OIHS is a school that is diverse; there are more than 350 students here from 33 different countries. The first day of a student at OIHS can be scary because he or she doesn’t know anyone in the school. Some students can also feel confused because they are still working on their English skills, so they cannot communicate easily with teachers. Other students feel happy because they are excited to learn a new language and meet new people.

A class is composed of students and teachers. But the most important thing that we are often missing in school is the excitement to learn and grow your knowledge. Anna Kaplan teaches English class for 9th and 10th graders. This picture shows the engagement of the students in her class while she teaches basic English Language skills.

This picture represents the first day of school of Nhu from Vietnam.
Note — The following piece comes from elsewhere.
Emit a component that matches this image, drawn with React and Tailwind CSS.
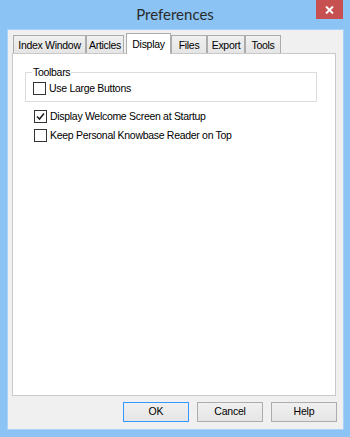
import React from "react";

const tabs = [
  { label: "Index Window", w: "w-[73px]" },
  { label: "Articles", w: "w-[38px]" },
  { label: "Display", w: "w-[45px]", active: true },
  { label: "Files", w: "w-[36px]" },
  { label: "Export", w: "w-[38px]" },
  { label: "Tools", w: "w-[36px]" },
];

const CheckBox = ({ checked }) => (
  <span className="w-[13px] h-[13px] border border-[#333333] bg-white flex items-center justify-center shrink-0">
    {checked && (
      <svg width="9" height="9" viewBox="0 0 9 9">
        <path d="M1 4.5 L3.5 7 L8 1.5" fill="none" stroke="#222" strokeWidth="1.6" />
      </svg>
    )}
  </span>
);

const Button = ({ children, primary }) => (
  <button
    className={`w-[66px] h-[20px] text-[10.5px] tracking-[-0.2px] text-black bg-gradient-to-b from-[#f0f0f0] to-[#e5e5e5] border ${
      primary ? "border-[#3399ff]" : "border-[#acacac]"
    }`}
  >
    {children}
  </button>
);

export default function App() {
  return (
    <div
      className="w-[350px] h-[437px] bg-[#8ac3f4] flex flex-col"
      style={{ fontFamily: '"Liberation Sans", Arial, sans-serif' }}
    >
      <div className="h-[29px] relative flex items-center justify-center">
        <span
          className="text-[15px] text-[#2b2b2b] pb-[1px]"
          style={{ fontFamily: 'Lato, "Noto Sans", sans-serif' }}
        >
          Preferences
        </span>
        <div className="absolute right-[7px] top-0 w-[27px] h-[19px] bg-[#c75050] flex items-center justify-center">
          <svg width="9" height="8" viewBox="0 0 9 8">
            <path d="M1 0.5 L8 7.5 M8 0.5 L1 7.5" stroke="#fff" strokeWidth="2" />
          </svg>
        </div>
      </div>

      <div className="ml-[7px] mr-[6px] mb-[7px] flex-1 bg-[#f0f0f0] border border-[#a8d2f7] flex flex-col px-[4px] text-[10.5px] tracking-[-0.3px]">
        <div className="flex items-end h-[23px] pl-[1px] relative z-10">
          {tabs.map((t) =>
            t.active ? (
              <div
                key={t.label}
                className={`${t.w} ml-[2px] h-[21px] -mb-[1px] bg-white border border-b-0 border-[#acacac] text-black flex justify-center pt-[3px]`}
              >
                {t.label}
              </div>
            ) : (
              <div
                key={t.label}
                className={`${t.w} h-[18px] bg-gradient-to-b from-[#f0f0f0] to-[#e5e5e5] border border-b-0 border-[#acacac] text-black flex justify-center pt-[2px]`}
              >
                {t.label}
              </div>
            )
          )}
        </div>

        <div className="w-[324px] h-[343px] bg-white border border-[#c9c9c9] flex flex-col pl-[12px] pt-[18px]">
          <div className="relative w-[292px] h-[30px] border border-[#dcdcdc] flex items-center pl-[7px] pt-[9px] pb-[6px]">
            <span className="absolute left-[6px] -top-[8px] bg-white px-[1px] text-black leading-[14px]">
              Toolbars
            </span>
            <label className="flex items-center gap-[3px] text-black">
              <CheckBox />
              Use Large Buttons
            </label>
          </div>

          <div className="flex flex-col gap-[6px] pl-[9px] pt-[8px]">
            <label className="flex items-center gap-[3px] text-black leading-[13px]">
              <CheckBox checked />
              Display Welcome Screen at Startup
            </label>
            <label className="flex items-center gap-[3px] text-black leading-[13px]">
              <CheckBox />
              Keep Personal Knowbase Reader on Top
            </label>
          </div>
        </div>

        <div className="flex justify-end gap-[8px] pt-[6px] pr-[2px]">
          <Button primary>OK</Button>
          <Button>Cancel</Button>
          <Button>Help</Button>
        </div>
      </div>
    </div>
  );
}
She wrote on her whiteboard that she feels nervous but excited and she shows it with enthusiasm, smiling with a hand gesture. “I feel nervous because I worry about meeting new friends and teachers, and I feel excited about coming to a new school and learning new things this year,” Nhu said. “I wonder if people will be nice to me or mean?”

Technology is everywhere. Our teacher, Mallory Moser, says we can use technology to learn, think and grow. The students are very engaged in her class because they know the importance of computers and the Internet for our modern life. In this class, the students are using Google tools to develop surveys about each other’s interests, collect data and design infographics to share with the school.


Teachers meet to discuss the new school discipline policy. They are working together to become better teachers this year and have been meeting for weeks before school even began.

The new discipline policy that the teachers are discussing is based in restorative justice practices. The goal is to engage students in the classroom without having to write more referrals or send students to the office. The new policy has four levels of behavior — from community and cooperation to bossing, bullying and “chaos” — and it encourages students to be self-reflective and community members, instead of punishing and isolating them.